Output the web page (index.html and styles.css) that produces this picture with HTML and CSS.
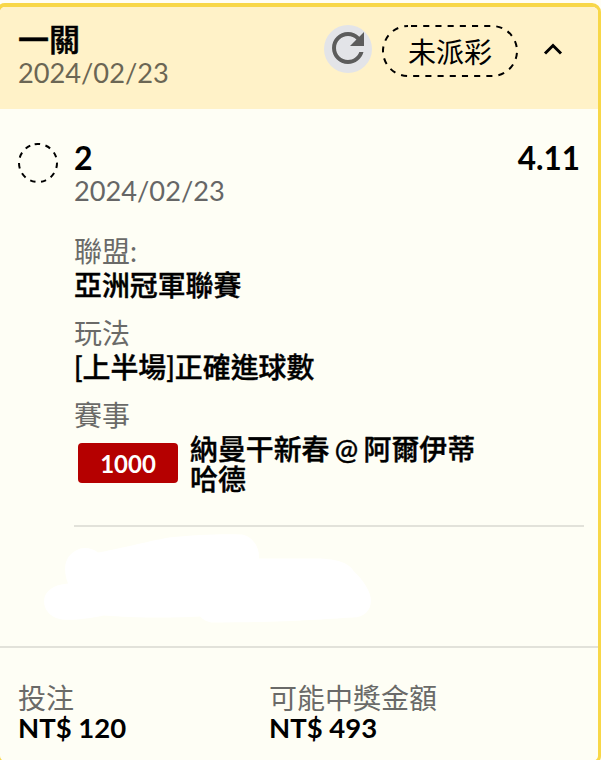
FILE: index.html
```html
<!DOCTYPE html>
<html lang="zh-Hant">
<head>
  <meta charset="UTF-8" />
  <meta name="viewport" content="width=device-width, initial-scale=1.0"/>
  <title>投注紀錄</title>
  <link rel="stylesheet" href="styles.css">
</head>
<body>

<div class="ticket">
  <div class="ticket-header">
    <div class="header-info">
      <h2>一關</h2>
      <p class="date">2024/02/23</p>
    </div>
    <button class="refresh">
      <svg width="48" height="48" viewBox="0 0.5 24 24">
        <path d="M17.65 6.35C16.2 4.9 14.21 4 12 4c-4.42 0-7.99 3.58-7.99 8s3.57 8 7.99 8c3.73 0 6.84-2.55 7.73-6h-2.08c-.82 2.33-3.04 4-5.65 4-3.31 0-6-2.69-6-6s2.69-6 6-6c1.66 0 3.14.69 4.22 1.78L13 11h7V4l-2.35 2.35z" fill="#5c5c5c"/>
      </svg>
    </button>
    <div class="status">
      <svg class="status-outline" width="136" height="52" viewBox="0 0 136 52">
        <rect x="1" y="1" width="134" height="50" rx="25" fill="none" stroke="#000" stroke-width="2" stroke-dasharray="6.1 6.1" stroke-dashoffset="-3"/>
      </svg>
      <span>未派彩</span>
    </div>
    <button class="toggle">
      <svg width="20" height="14" viewBox="0 0 20 14">
        <path d="M2 11.5L10 3.5L18 11.5" fill="none" stroke="#000" stroke-width="3"/>
      </svg>
    </button>
  </div>

  <div class="bet">
    <svg class="bet-icon" width="40" height="40" viewBox="0 0 40 40">
      <circle cx="20" cy="20" r="19" fill="none" stroke="#000" stroke-width="2" stroke-dasharray="5.4 5.45" stroke-dashoffset="-4" transform="rotate(-112 20 20)"/>
    </svg>
    <div class="bet-details">
      <div class="bet-title">
        <h3>2</h3>
        <span class="odds">4.11</span>
      </div>
      <p class="date">2024/02/23</p>

      <div class="field">
        <p class="label">聯盟:</p>
        <p class="value">亞洲冠軍聯賽</p>
      </div>
      <div class="field">
        <p class="label">玩法</p>
        <p class="value">[上半場]正確進球數</p>
      </div>
      <div class="field">
        <p class="label">賽事</p>
        <div class="match">
          <span class="match-code">1000</span>
          <p class="match-name">納曼干新春 @ 阿爾伊蒂哈德</p>
        </div>
      </div>
    </div>
  </div>

  <div class="hidden-note">
    <svg width="330" height="92" viewBox="0 0 330 92">
      <path d="M18 62C9 61 0 54 0 44C0 34 9 27 24 26C20 16 18 0 32 -7C38 -11 48 -10 54 -5C72 -8 103 -16 125 -20C150 -23 184 -24 198 -23C208 -21 216 -11 215 1H277C292 2 304 4 310 14C320 23 327 35 327 43C327 53 320 60 309 60C275 62 240 65 167 65C162 64 159 62 156 59C124 61 83 60 60 58C44 61 32 63 18 62Z" transform="translate(0 23.5)" fill="#fff"/>
    </svg>
  </div>

  <div class="totals">
    <div class="total">
      <p class="label">投注</p>
      <p class="amount">NT$ 120</p>
    </div>
    <div class="total">
      <p class="label">可能中獎金額</p>
      <p class="amount">NT$ 493</p>
    </div>
  </div>
</div>

</body>
</html>
```

FILE: styles.css
```css
* {
  box-sizing: border-box;
}
body {
  margin: 0;
  height: 760px;
  overflow: hidden;
  background: #fffef5;
  color: #000;
  font-family: Lato, "Noto Sans CJK TC", sans-serif;
  font-size: 28px;
}
h2, h3, p {
  margin: 0;
}
button {
  padding: 0;
  border: none;
  background: none;
  display: flex;
  align-items: center;
  justify-content: center;
}
svg {
  display: block;
}
.ticket {
  width: 605px;
  height: 762px;
  margin: 3px 0 0 -4px;
  border: 4px solid #f8d748;
  border-right-width: 3px;
  border-radius: 9px;
  background: #fefef5;
  overflow: hidden;
}
.ticket-header {
  display: flex;
  height: 102px;
  padding: 18px 35px 0 18px;
  background: #fff2c8;
}
.header-info {
  flex: 1;
}
h2 {
  font-size: 31px;
  line-height: 28px;
  font-weight: 500;
  -webkit-text-stroke: 0.5px #000;
}
.date {
  color: #666;
  font-size: 27.2px;
  line-height: 34px;
}
.ticket-header .date {
  color: #6b6654;
  line-height: 40px;
}
.refresh {
  width: 48px;
  height: 48px;
  border-radius: 50%;
  background: #e3e4e8;
  margin-right: 10px;
}
.status {
  position: relative;
  width: 136px;
  height: 52px;
  line-height: 54px;
  text-align: center;
  margin-right: 25px;
}
.status-outline {
  position: absolute;
  left: 0;
  top: 0;
}
.toggle {
  height: 48px;
}
.bet {
  display: flex;
  padding: 34px 14px 0 18px;
}
.bet-icon {
  margin-right: 16px;
}
.bet-details {
  flex: 1;
  height: 384px;
  border-bottom: 2px solid #e2e2da;
}
.bet-title {
  display: flex;
  justify-content: space-between;
  padding-right: 4px;
  font-size: 32px;
  line-height: 30px;
  font-weight: bold;
}
.bet-title h3 {
  font-size: 32px;
}
.odds {
  font-size: 31.5px;
}
.bet-details > .date {
  margin: 1px 0 26px;
}
.field {
  line-height: 34px;
  margin-bottom: 14px;
}
.label {
  color: #6a6a68;
}
.value, .match-name {
  font-weight: 500;
  font-size: 27.9px;
  -webkit-text-stroke: 0.4px #000;
}
.match {
  display: flex;
}
.match-code {
  width: 100px;
  height: 40px;
  margin: 11px 12px 0 4px;
  border-radius: 4px;
  background: #b50000;
  color: #fff;
  font-size: 24px;
  line-height: 41px;
  font-weight: bold;
  text-align: center;
}
.match-name {
  width: 290px;
  padding-top: 2px;
  line-height: 30px;
  word-spacing: -1.7px;
}
.hidden-note {
  height: 119px;
  padding: 7px 0 0 44px;
}
.totals {
  display: flex;
  border-top: 2px solid #e2e2da;
  padding: 34px 18px 0;
}
.total {
  width: 251px;
  line-height: 32px;
}
.amount {
  font-size: 27.5px;
  font-weight: bold;
  line-height: 27px;
}
```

******

Written task =
From the data above, pick out each line containing "styles" and copy it.

Answer to the exercise =
Output the web page (index.html and styles.css) that produces this picture with HTML and CSS.
  <link rel="stylesheet" href="styles.css">
FILE: styles.css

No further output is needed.